### What to work on:
Transcribe the listing in full, excluding any pictures.

### Supplied data:

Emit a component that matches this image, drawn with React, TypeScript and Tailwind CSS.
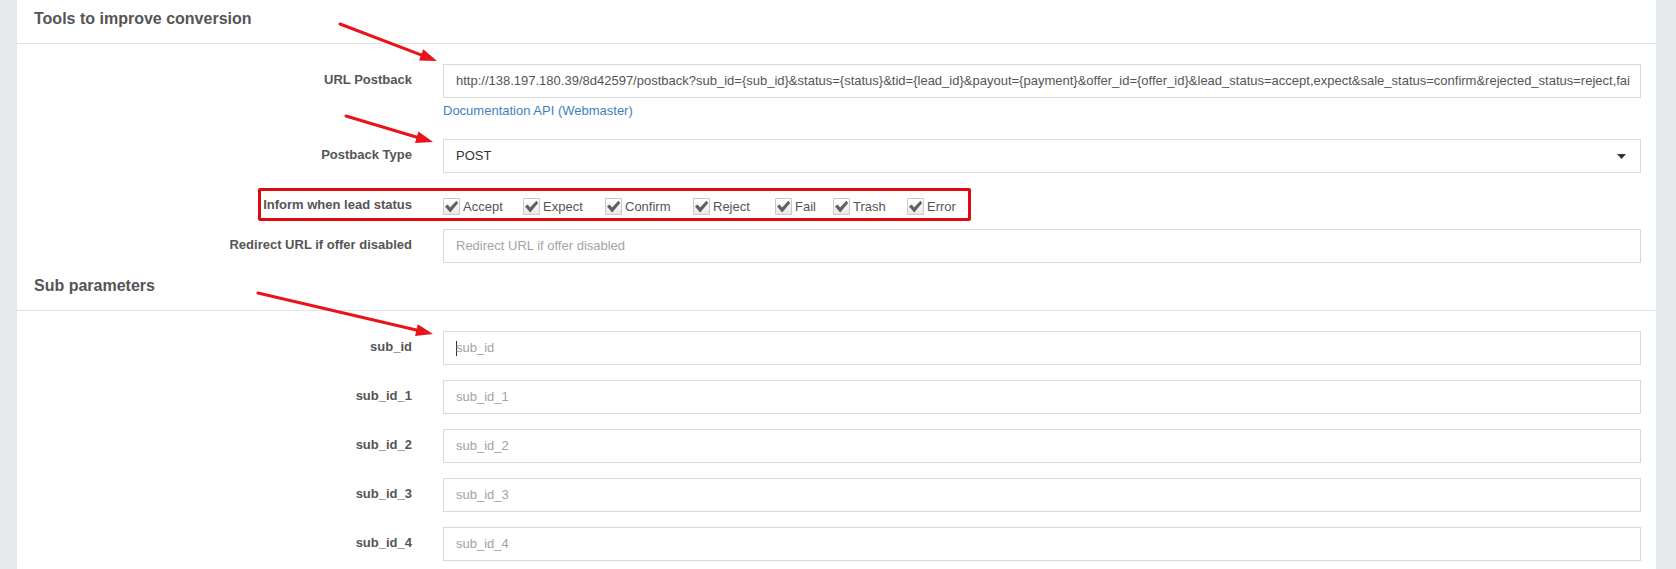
import React from "react";

const FONT = { fontFamily: '"Liberation Sans", Arial, sans-serif' };

const URL_VALUE =
  "http://138.197.180.39/8d42597/postback?sub_id={sub_id}&status={status}&tid={lead_id}&payout={payment}&offer_id={offer_id}&lead_status=accept,expect&sale_status=confirm&rejected_status=reject,fai";

function Label({ children }: { children: React.ReactNode }) {
  return (
    <div className="w-[395px] shrink-0 pr-0 text-right text-[13px] font-bold leading-[18px] text-[#555] pb-[2px]">
      {children}
    </div>
  );
}

function Box({ children, className = "" }: { children?: React.ReactNode; className?: string }) {
  return (
    <div
      className={
        "ml-[31px] flex h-[34px] w-[1198px] items-center overflow-hidden whitespace-nowrap border border-[#d9d9d9] bg-white px-[12px] text-[13px] " +
        className
      }
    >
      {children}
    </div>
  );
}

function Check() {
  return (
    <span className="flex h-[17px] w-[17px] shrink-0 items-center justify-center rounded-[1px] border border-[#c9c9c9] bg-gradient-to-b from-[#ffffff] to-[#e9e9e9]">
      <svg width="15" height="15" viewBox="0 0 15 15">
        <path d="M1 7.4 L3.6 5.6 L6.1 8.6 L12.4 1.8 L14.2 4 L6.2 13.4 Z" fill="#606060" />
      </svg>
    </span>
  );
}

const STATUSES: { name: string; w: string }[] = [
  { name: "Accept", w: "w-[80px]" },
  { name: "Expect", w: "w-[82px]" },
  { name: "Confirm", w: "w-[88px]" },
  { name: "Reject", w: "w-[82px]" },
  { name: "Fail", w: "w-[58px]" },
  { name: "Trash", w: "w-[74px]" },
  { name: "Error", w: "w-auto" },
];

function Arrow({ x1, y1, x2, y2 }: { x1: number; y1: number; x2: number; y2: number }) {
  const dx = x2 - x1;
  const dy = y2 - y1;
  const len = Math.hypot(dx, dy);
  const ux = dx / len;
  const uy = dy / len;
  const hl = 17;
  const hw = 6;
  const bx = x2 - ux * hl;
  const by = y2 - uy * hl;
  const px = -uy;
  const py = ux;
  const pts = `${x2},${y2} ${bx + px * hw},${by + py * hw} ${bx - px * hw},${by - py * hw}`;
  return (
    <g>
      <line x1={x1} y1={y1} x2={bx + ux * 2} y2={by + uy * 2} stroke="#e8141a" strokeWidth={3} strokeLinecap="round" />
      <polygon points={pts} fill="#e8141a" />
    </g>
  );
}

export default function App() {
  return (
    <div style={FONT} className="relative flex h-[569px] w-[1676px] overflow-hidden bg-[#e6e9ec]">
      <div className="ml-[17px] w-[1639px] bg-white">
        {/* Header 1 */}
        <div className="h-[44px] border-b border-[#e2e2e2] pl-[17px] pt-[9px] text-[16px] font-bold leading-[20px] text-[#555]">
          Tools to improve conversion
        </div>

        <div className="pt-[20px]">
          {/* URL Postback */}
          <div className="flex items-center">
            <Label>URL Postback</Label>
            <Box className="text-[#555]">
              <span>{URL_VALUE}</span>
            </Box>
          </div>
          <div className="ml-[426px] mt-[4px] text-[13px] leading-[18px] text-[#3f7fbf]">
            Documentation API (Webmaster)
          </div>

          {/* Postback Type */}
          <div className="mt-[19px] flex items-center">
            <Label>Postback Type</Label>
            <Box className="justify-between text-[#333]">
              <span>POST</span>
              <svg width="9" height="5" viewBox="0 0 9 5" className="mr-[2px]">
                <path d="M0 0 L9 0 L4.5 5 Z" fill="#333" />
              </svg>
            </Box>
          </div>

          {/* Inform when lead status */}
          <div className="mt-[16px] flex h-[34px] items-center">
            <Label>Inform when lead status</Label>
            <div className="ml-[31px] flex items-center text-[13px] text-[#555]">
              {STATUSES.map((s) => (
                <div key={s.name} className={"flex items-center " + s.w}>
                  <Check />
                  <span className="ml-[3px] leading-[17px]">{s.name}</span>
                </div>
              ))}
            </div>
          </div>

          {/* Redirect */}
          <div className="mt-[6px] flex items-center">
            <Label>Redirect URL if offer disabled</Label>
            <Box className="text-[#a3a3a3]">Redirect URL if offer disabled</Box>
          </div>
        </div>

        {/* Header 2 */}
        <div className="h-[48px] border-b border-[#e2e2e2] pl-[17px] pt-[13px] text-[16px] font-bold leading-[20px] text-[#555]">
          Sub parameters
        </div>

        <div className="flex flex-col gap-[15px] pt-[20px]">
          {["sub_id", "sub_id_1", "sub_id_2", "sub_id_3", "sub_id_4"].map((n, i) => (
            <div key={n} className="flex items-center">
              <Label>{n}</Label>
              <Box className="text-[#a3a3a3]">
                {i === 0 && <span className="-mr-px inline-block h-[15px] w-px bg-[#333]" />}
                {n}
              </Box>
            </div>
          ))}
        </div>
      </div>

      {/* Annotations */}
      <div className="pointer-events-none absolute left-[258px] top-[188px] h-[33px] w-[713px] rounded-[2px] border-[3px] border-[#dc0a0f]" />
      <svg className="pointer-events-none absolute left-0 top-0" width="1676" height="569">
        <Arrow x1={340} y1={24} x2={437} y2={61} />
        <Arrow x1={346} y1={116} x2={433} y2={142} />
        <Arrow x1={258} y1={293} x2={433} y2={334} />
      </svg>
    </div>
  );
}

### Finished exercise:
Emit a component that matches this image, drawn with React, TypeScript and Tailwind CSS.
import React from "react";

const FONT = { fontFamily: '"Liberation Sans", Arial, sans-serif' };

const URL_VALUE =
  "http://138.197.180.39/8d42597/postback?sub_id={sub_id}&status={status}&tid={lead_id}&payout={payment}&offer_id={offer_id}&lead_status=accept,expect&sale_status=confirm&rejected_status=reject,fai";

function Label({ children }: { children: React.ReactNode }) {
  return (
    <div className="w-[395px] shrink-0 pr-0 text-right text-[13px] font-bold leading-[18px] text-[#555] pb-[2px]">
      {children}
    </div>
  );
}

function Box({ children, className = "" }: { children?: React.ReactNode; className?: string }) {
  return (
    <div
      className={
        "ml-[31px] flex h-[34px] w-[1198px] items-center overflow-hidden whitespace-nowrap border border-[#d9d9d9] bg-white px-[12px] text-[13px] " +
        className
      }
    >
      {children}
    </div>
  );
}

function Check() {
  return (
    <span className="flex h-[17px] w-[17px] shrink-0 items-center justify-center rounded-[1px] border border-[#c9c9c9] bg-gradient-to-b from-[#ffffff] to-[#e9e9e9]">
      <svg width="15" height="15" viewBox="0 0 15 15">
        <path d="M1 7.4 L3.6 5.6 L6.1 8.6 L12.4 1.8 L14.2 4 L6.2 13.4 Z" fill="#606060" />
      </svg>
    </span>
  );
}

const STATUSES: { name: string; w: string }[] = [
  { name: "Accept", w: "w-[80px]" },
  { name: "Expect", w: "w-[82px]" },
  { name: "Confirm", w: "w-[88px]" },
  { name: "Reject", w: "w-[82px]" },
  { name: "Fail", w: "w-[58px]" },
  { name: "Trash", w: "w-[74px]" },
  { name: "Error", w: "w-auto" },
];

function Arrow({ x1, y1, x2, y2 }: { x1: number; y1: number; x2: number; y2: number }) {
  const dx = x2 - x1;
  const dy = y2 - y1;
  const len = Math.hypot(dx, dy);
  const ux = dx / len;
  const uy = dy / len;
  const hl = 17;
  const hw = 6;
  const bx = x2 - ux * hl;
  const by = y2 - uy * hl;
  const px = -uy;
  const py = ux;
  const pts = `${x2},${y2} ${bx + px * hw},${by + py * hw} ${bx - px * hw},${by - py * hw}`;
  return (
    <g>
      <line x1={x1} y1={y1} x2={bx + ux * 2} y2={by + uy * 2} stroke="#e8141a" strokeWidth={3} strokeLinecap="round" />
      <polygon points={pts} fill="#e8141a" />
    </g>
  );
}

export default function App() {
  return (
    <div style={FONT} className="relative flex h-[569px] w-[1676px] overflow-hidden bg-[#e6e9ec]">
      <div className="ml-[17px] w-[1639px] bg-white">
        {/* Header 1 */}
        <div className="h-[44px] border-b border-[#e2e2e2] pl-[17px] pt-[9px] text-[16px] font-bold leading-[20px] text-[#555]">
          Tools to improve conversion
        </div>

        <div className="pt-[20px]">
          {/* URL Postback */}
          <div className="flex items-center">
            <Label>URL Postback</Label>
            <Box className="text-[#555]">
              <span>{URL_VALUE}</span>
            </Box>
          </div>
          <div className="ml-[426px] mt-[4px] text-[13px] leading-[18px] text-[#3f7fbf]">
            Documentation API (Webmaster)
          </div>

          {/* Postback Type */}
          <div className="mt-[19px] flex items-center">
            <Label>Postback Type</Label>
            <Box className="justify-between text-[#333]">
              <span>POST</span>
              <svg width="9" height="5" viewBox="0 0 9 5" className="mr-[2px]">
                <path d="M0 0 L9 0 L4.5 5 Z" fill="#333" />
              </svg>
            </Box>
          </div>

          {/* Inform when lead status */}
          <div className="mt-[16px] flex h-[34px] items-center">
            <Label>Inform when lead status</Label>
            <div className="ml-[31px] flex items-center text-[13px] text-[#555]">
              {STATUSES.map((s) => (
                <div key={s.name} className={"flex items-center " + s.w}>
                  <Check />
                  <span className="ml-[3px] leading-[17px]">{s.name}</span>
                </div>
              ))}
            </div>
          </div>

          {/* Redirect */}
          <div className="mt-[6px] flex items-center">
            <Label>Redirect URL if offer disabled</Label>
            <Box className="text-[#a3a3a3]">Redirect URL if offer disabled</Box>
          </div>
        </div>

        {/* Header 2 */}
        <div className="h-[48px] border-b border-[#e2e2e2] pl-[17px] pt-[13px] text-[16px] font-bold leading-[20px] text-[#555]">
          Sub parameters
        </div>

        <div className="flex flex-col gap-[15px] pt-[20px]">
          {["sub_id", "sub_id_1", "sub_id_2", "sub_id_3", "sub_id_4"].map((n, i) => (
            <div key={n} className="flex items-center">
              <Label>{n}</Label>
              <Box className="text-[#a3a3a3]">
                {i === 0 && <span className="-mr-px inline-block h-[15px] w-px bg-[#333]" />}
                {n}
              </Box>
            </div>
          ))}
        </div>
      </div>

      {/* Annotations */}
      <div className="pointer-events-none absolute left-[258px] top-[188px] h-[33px] w-[713px] rounded-[2px] border-[3px] border-[#dc0a0f]" />
      <svg className="pointer-events-none absolute left-0 top-0" width="1676" height="569">
        <Arrow x1={340} y1={24} x2={437} y2={61} />
        <Arrow x1={346} y1={116} x2={433} y2={142} />
        <Arrow x1={258} y1={293} x2={433} y2={334} />
      </svg>
    </div>
  );
}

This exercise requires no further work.